There are two types of chemical bonds, those where electrons are physically transferred from one element to another (“ionic” bonds), and those where electrons are shared (“covalent” bonds). There is a very simple reason that chemical bonds form according to the laws of thermodynamics. Every time a chemical bond forms, it is more stable (meaning of lower energy) than before the bond forms. The first law says that natural processes tend towards lower energy, and this is why chemical bonds form. Keep in mind that sometimes this first law can be overcome in a chemical reaction with an increase in entropy (the second law), but that results from the overall chemical reaction. The formation of the chemical bond is solely dependent on the first law, and the release of any heat from the reaction is solely due to the formation of the chemical bonds.

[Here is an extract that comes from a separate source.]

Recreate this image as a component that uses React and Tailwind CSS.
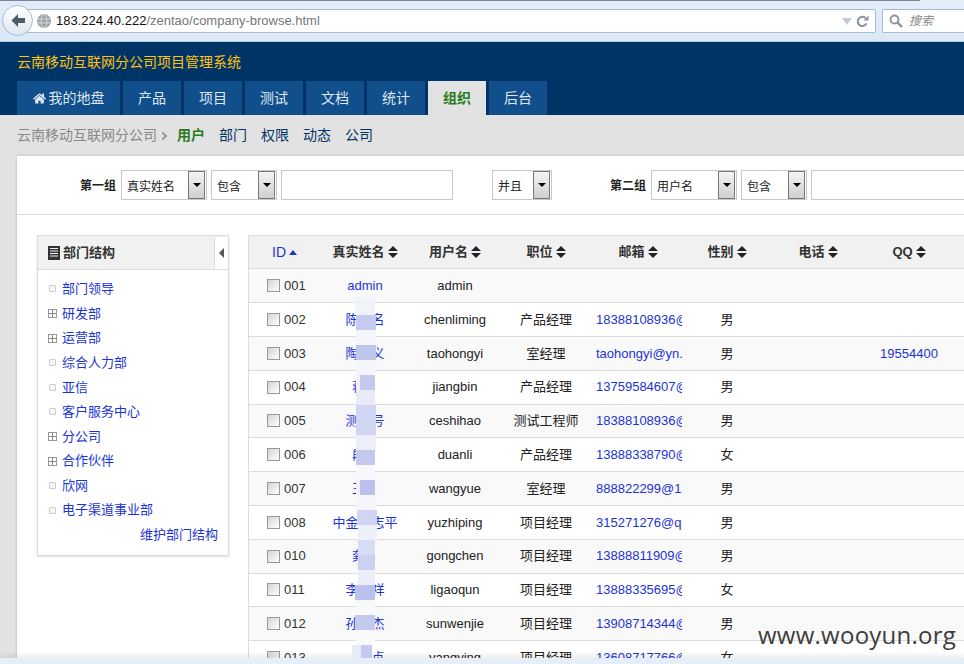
import React from "react";
import { FaHome } from "react-icons/fa";

const font = { fontFamily: '"Liberation Sans","Noto Sans CJK SC",sans-serif' };

const tabs = ["产品", "项目", "测试", "文档", "统计"];
const sub = ["部门", "权限", "动态", "公司"];
const tree = [
  ["部门领导", 0], ["研发部", 1], ["运营部", 1], ["综合人力部", 0], ["亚信", 0],
  ["客户服务中心", 0], ["分公司", 1], ["合作伙伴", 1], ["欣网", 0], ["电子渠道事业部", 0],
];
const rows = [
  ["001", "admin", "admin", "", "", "", ""],
  ["002", "陈　名", "chenliming", "产品经理", "18388108936@", "男", ""],
  ["003", "陶　义", "taohongyi", "室经理", "taohongyi@yn.", "男", "19554400"],
  ["004", "蒋　", "jiangbin", "产品经理", "13759584607@", "男", ""],
  ["005", "测　号", "ceshihao", "测试工程师", "18388108936@", "男", ""],
  ["006", "段　", "duanli", "产品经理", "13888338790@", "女", ""],
  ["007", "王　", "wangyue", "室经理", "888822299@13", "男", ""],
  ["008", "中金　志平", "yuzhiping", "项目经理", "315271276@qq", "男", ""],
  ["010", "龚　", "gongchen", "项目经理", "13888811909@", "男", ""],
  ["011", "李　祥", "ligaoqun", "项目经理", "13888335695@", "女", ""],
  ["012", "孙　杰", "sunwenjie", "项目经理", "13908714344@", "男", ""],
  ["013", "　　贞", "yangying", "项目经理", "13608717766@", "女", ""],
];
const heads = [
  ["真实姓名", "w-[90px]"], ["用户名", "w-[90px]"], ["职位", "w-[92px]"], ["邮箱", "w-[92px]"],
  ["性别", "w-[86px]"], ["电话", "w-[96px]"], ["QQ", "w-[86px]"],
];

function Select({ label, w }) {
  return (
    <div className={`flex h-[30px] shrink-0 items-center justify-between border border-[#c8c8c8] bg-white pr-px ${w}`}>
      <span className="pl-[5px] pt-[3px] text-[12px] text-[#222]">{label}</span>
      <span className="flex h-[28px] w-[17px] flex-col items-center border border-[#777] bg-gradient-to-b from-[#f4f4f4] to-[#cfcfcf] pt-[11px]">
        <span className="h-0 w-0 border-x-[4px] border-t-[4px] border-x-transparent border-t-black" />
      </span>
    </div>
  );
}

function SortIcon() {
  return (
    <svg width="10" height="12" viewBox="0 0 10 12">
      <path d="M5 0 10 5H0zM0 7h10l-5 5z" fill="#222" />
    </svg>
  );
}

const patches = [
  "top-[297px] left-[355px] w-[20px] h-[18px] bg-[#f1f3fb]",
  "top-[315px] left-[356px] w-[20px] h-[15px] bg-[#c5cbef]",
  "top-[330px] left-[356px] w-[20px] h-[15px] bg-[#f5f6fc]",
  "top-[345px] left-[356px] w-[20px] h-[15px] bg-[#bfc6ec]",
  "top-[360px] left-[356px] w-[20px] h-[15px] bg-[#f5f6fb]",
  "top-[375px] left-[360px] w-[15px] h-[15px] bg-[#c3caee]",
  "top-[375px] left-[356px] w-[4px] h-[15px] bg-[#f0f1fa]",
  "top-[390px] left-[356px] w-[19px] h-[15px] bg-[#e8eaf8]",
  "top-[405px] left-[356px] w-[20px] h-[30px] bg-[#d0d5f2]",
  "top-[435px] left-[356px] w-[20px] h-[15px] bg-[#eceefa]",
  "top-[450px] left-[356px] w-[19px] h-[15px] bg-[#c3caee]",
  "top-[465px] left-[356px] w-[19px] h-[15px] bg-[#f7f8fd]",
  "top-[480px] left-[360px] w-[15px] h-[15px] bg-[#b9c1ec]",
  "top-[480px] left-[356px] w-[4px] h-[15px] bg-[#f0f1fa]",
  "top-[495px] left-[356px] w-[20px] h-[15px] bg-[#f5f6fc]",
  "top-[510px] left-[357px] w-[20px] h-[15px] bg-[#d0d5f3]",
  "top-[525px] left-[358px] w-[19px] h-[15px] bg-[#eef0fb]",
  "top-[540px] left-[358px] w-[17px] h-[15px] bg-[#d9dcf5]",
  "top-[555px] left-[358px] w-[17px] h-[15px] bg-[#ccd1f1]",
  "top-[570px] left-[358px] w-[17px] h-[15px] bg-[#eceefa]",
  "top-[585px] left-[355px] w-[20px] h-[15px] bg-[#b9c1ec]",
  "top-[600px] left-[355px] w-[20px] h-[15px] bg-[#f8f9fd]",
  "top-[615px] left-[355px] w-[20px] h-[15px] bg-[#c3caee]",
  "top-[630px] left-[355px] w-[20px] h-[15px] bg-[#f8f9fd]",
  "top-[645px] left-[352px] w-[9px] h-[13px] bg-[#e8eaf8]",
  "top-[645px] left-[361px] w-[11px] h-[13px] bg-[#c3caee]",
];

export default function App() {
  return (
    <div style={font} className="relative flex h-[664px] w-[964px] flex-col overflow-hidden bg-[#e2e2e2]">
      {/* browser chrome */}
      <div className="relative flex h-[42px] shrink-0 items-start gap-[6px] border-b border-[#b8cce2] bg-gradient-to-b from-[#e2edf9] to-[#dbe8f7] pl-[16px] pt-[9px]">
        <div className="absolute left-0 top-0 h-px w-[920px] bg-[#7c8796]" />
        <div className="flex h-[24px] w-[860px] items-center justify-between rounded-r-[2px] border border-[#a9bbd2] bg-white pl-[39px] pr-[6px]">
          <span className="text-[13px] text-[#777]">
            <span className="text-[#111]">183.224.40.222</span>/zentao/company-browse.html
          </span>
          <span className="flex items-center gap-[4px]">
            <span className="h-0 w-0 border-x-[5px] border-t-[7px] border-x-transparent border-t-[#c3ccd6]" />
            <svg width="13" height="13" viewBox="0 0 13 13" fill="none">
              <path d="M10.5 8.5A4.6 4.6 0 1 1 9.5 3" stroke="#8a939c" strokeWidth="2" />
              <path d="M7.5 5.5h5v-5z" fill="#8a939c" />
            </svg>
          </span>
        </div>
        <div className="flex h-[24px] flex-1 items-center gap-[6px] rounded-l-[2px] border border-r-0 border-[#a9bbd2] bg-white pl-[6px]">
          <svg width="14" height="14" viewBox="0 0 14 14" fill="none">
            <circle cx="5.5" cy="5.5" r="4" stroke="#8a939c" strokeWidth="1.8" />
            <path d="M8.5 8.5 13 13" stroke="#8a939c" strokeWidth="2.4" />
          </svg>
          <span className="text-[12px] italic text-[#888]">搜索</span>
        </div>
        <div className="absolute left-[2px] top-[5px] flex h-[31px] w-[31px] items-center justify-center rounded-full border border-[#a9bbd2] bg-gradient-to-b from-white to-[#dfe7f1]">
          <svg width="16" height="15" viewBox="0 0 16 15">
            <path d="M8 1 1.5 7.5 8 14V10h7V5H8z" fill="#4d5a68" />
          </svg>
        </div>
        <div className="absolute left-[37px] top-[14px] flex h-[14px] w-[14px] items-center justify-center rounded-full bg-[#9ea3a8]">
          <svg width="14" height="14" viewBox="0 0 14 14" fill="none" stroke="#d5d8db" strokeWidth="1">
            <ellipse cx="7" cy="7" rx="3" ry="6.5" />
            <path d="M0.5 5h13M0.5 9h13" />
          </svg>
        </div>
      </div>

      {/* header */}
      <div className="flex h-[73px] shrink-0 flex-col justify-between bg-[#003366] pl-[17px]">
        <div className="pt-[10px] text-[14px] leading-[20px] text-[#ffc20e]">云南移动互联网分公司项目管理系统</div>
        <div className="flex gap-[3px] text-[14px]">
          <div className="flex h-[34px] w-[103px] items-center justify-center gap-[3px] bg-[#104f8c] text-[#dfe8f1]">
            <FaHome className="text-[13px]" />
            我的地盘
          </div>
          {tabs.map((t) => (
            <div key={t} className="flex h-[34px] w-[58px] items-center justify-center bg-[#104f8c] text-[#dfe8f1]">{t}</div>
          ))}
          <div className="flex h-[34px] w-[58px] items-center justify-center bg-[#e2e2e2] font-bold text-[#2a7a1f]">组织</div>
          <div className="flex h-[34px] w-[58px] items-center justify-center bg-[#104f8c] text-[#dfe8f1]">后台</div>
        </div>
      </div>

      {/* sub nav */}
      <div className="flex h-[41px] shrink-0 items-center pl-[17px] text-[14px] text-[#003366]">
        <span className="text-[#888]">云南移动互联网分公司</span>
        <span className="ml-[3px] h-[6px] w-[6px] rotate-45 border-r-2 border-t-2 border-[#999]" />
        <span className="ml-[11px] font-bold text-[#2a7a1f]">用户</span>
        {sub.map((s) => (
          <span key={s} className="ml-[14px]">{s}</span>
        ))}
      </div>

      {/* card */}
      <div className="ml-[17px] flex min-h-0 flex-1 flex-col overflow-hidden bg-white shadow-[0_0_3px_rgba(0,0,0,0.2)]">
        <div className="flex h-[59px] shrink-0 items-start border-b border-[#dedede] pt-[14px]">
          <span className="ml-[63px] mr-[4px] pt-[7px] text-[12px] font-bold leading-[18px] text-[#222]">第一组</span>
          <div className="ml-px shrink-0"><Select label="真实姓名" w="w-[86px]" /></div>
          <div className="w-[4px] shrink-0" />
          <Select label="包含" w="w-[66px]" />
          <div className="ml-[4px] h-[30px] w-[172px] shrink-0 border border-[#c8c8c8]" />
          <div className="ml-[39px] shrink-0"><Select label="并且" w="w-[60px]" /></div>
          <span className="ml-[58px] mr-[5px] shrink-0 pt-[7px] text-[12px] font-bold leading-[18px] text-[#222]">第二组</span>
          <Select label="用户名" w="w-[86px]" />
          <div className="w-[4px] shrink-0" />
          <Select label="包含" w="w-[66px]" />
          <div className="ml-[4px] h-[30px] flex-1 border border-r-0 border-[#c8c8c8]" />
        </div>

        <div className="flex min-h-0 flex-1 items-start gap-[19px] pl-[20px] pt-[20px]">
          {/* sidebar */}
          <div className="w-[192px] shrink-0 border border-[#dcdcdc] shadow-[0_1px_2px_rgba(0,0,0,0.12)]">
            <div className="flex h-[34px] items-center justify-between border-b border-[#dcdcdc] bg-[#f1f1f1] pl-[10px]">
              <span className="flex items-center gap-[3px] text-[13px] font-bold text-[#333]">
                <svg width="12" height="14" viewBox="0 0 12 14">
                  <path d="M0 0h12v14H0z" fill="#333" />
                  <path d="M2 2h8v1H2zM2 4.5h8v1H2zM2 7h8v1H2zM2 9.5h8v1H2z" fill="#f1f1f1" />
                </svg>
                部门结构
              </span>
              <span className="flex h-[32px] w-[14px] items-center justify-center border-l border-[#dcdcdc] bg-white">
                <span className="h-0 w-0 border-y-[5px] border-r-[5px] border-y-transparent border-r-[#555]" />
              </span>
            </div>
            <div className="pl-[10px] pr-[10px] pt-[6.6px]">
              {tree.map(([t, plus]) => (
                <div key={t} className="flex h-[24.6px] items-center gap-[5px] text-[13px] text-[#1c33d6]">
                  {plus ? (
                    <span className="flex h-[9px] w-[9px] items-center justify-center border border-[#999] leading-none">
                      <svg width="7" height="7" viewBox="0 0 7 7"><path d="M3 0h1v7H3zM0 3h7v1H0z" fill="#888" /></svg>
                    </span>
                  ) : (
                    <span className="ml-px mr-px h-[7px] w-[7px] rounded-[1px] border border-[#ccc] bg-[#f6f6f6]" />
                  )}
                  <span>{t}</span>
                </div>
              ))}
              <div className="pb-[8.4px] text-right text-[13px] leading-[24px] text-[#1c33d6]">维护部门结构</div>
            </div>
          </div>

          {/* table */}
          <div className="w-[716px] shrink-0 border-l border-[#dcdcdc] text-[13px] text-[#222]">
            <div className="flex h-[34.4px] items-center border-y border-[#dcdcdc] bg-[#f1f1f1] font-bold text-[#333]">
              <div className="flex w-[71px] items-center justify-center gap-[3px] text-[14px] font-normal text-[#1c33d6]">
                ID
                <span className="h-0 w-0 border-x-[4px] border-b-[5px] border-x-transparent border-b-[#1c33d6]" />
              </div>
              {heads.map(([h, w]) => (
                <div key={h} className={`flex items-center justify-center gap-[3px] ${w}`}>{h}<SortIcon /></div>
              ))}
            </div>
            {rows.map((r, i) => (
              <div key={r[0]} className={`flex h-[33.8px] items-center border-b border-[#dcdcdc] ${i % 2 === 0 ? "bg-[#f9f9f9]" : "bg-white"}`}>
                <div className="flex w-[71px] items-center gap-[4px] pl-[18px] text-[#333]">
                  <span className="h-[13px] w-[13px] border border-[#999] bg-gradient-to-br from-[#d4d4d4] to-white" />
                  {r[0]}
                </div>
                <div className="w-[90px] whitespace-pre text-center text-[#1c33d6]">{r[1]}</div>
                <div className="w-[90px] text-center">{r[2]}</div>
                <div className="w-[92px] text-center">{r[3]}</div>
                <div className="w-[92px] pl-[4px] text-[#1c33d6]">
                  <div className="w-[86px] overflow-hidden whitespace-nowrap">{r[4]}</div>
                </div>
                <div className="w-[86px] text-center">{r[5]}</div>
                <div className="w-[96px]" />
                <div className="w-[86px] text-center text-[#1c33d6]">{r[6]}</div>
              </div>
            ))}
          </div>
        </div>
      </div>

      <div className="h-[6px] shrink-0 bg-[#e6eff9] shadow-[0_-3px_5px_rgba(0,0,0,0.08)]" />

      {/* redaction mosaic */}
      {patches.map((p) => (
        <div key={p} className={`absolute ${p}`} />
      ))}

      <div className="absolute left-[758px] top-[617px] text-[24px] leading-[36px] tracking-[0.25px] text-[#3d3d3d] [font-family:'Open_Sans',sans-serif]">
        www.wooyun.org
      </div>
    </div>
  );
}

Let me restate that. Every time a chemical bond forms, it releases heat. When I had the caps cemented to what remained of my two front teeth after my bike accident, they became very hot. The process of cementing caps on teeth involves the formation of chemical bonds as the cement “cures”, and forming chemical bonds is always exothermic (typically heat releasing). This must be true, because if a chemical bond resulted in higher energy, then it simply would not form in the first place. By extension, every time a chemical bond is broken, it requires the input of energy (not necessarily in the form of heat). But, like I said, a chemical reaction is basically just rearranging these chemical bonds. If a reaction is exothermic, that means that the heat released by the new bonds is greater than the heat absorbed as the old bonds are broken.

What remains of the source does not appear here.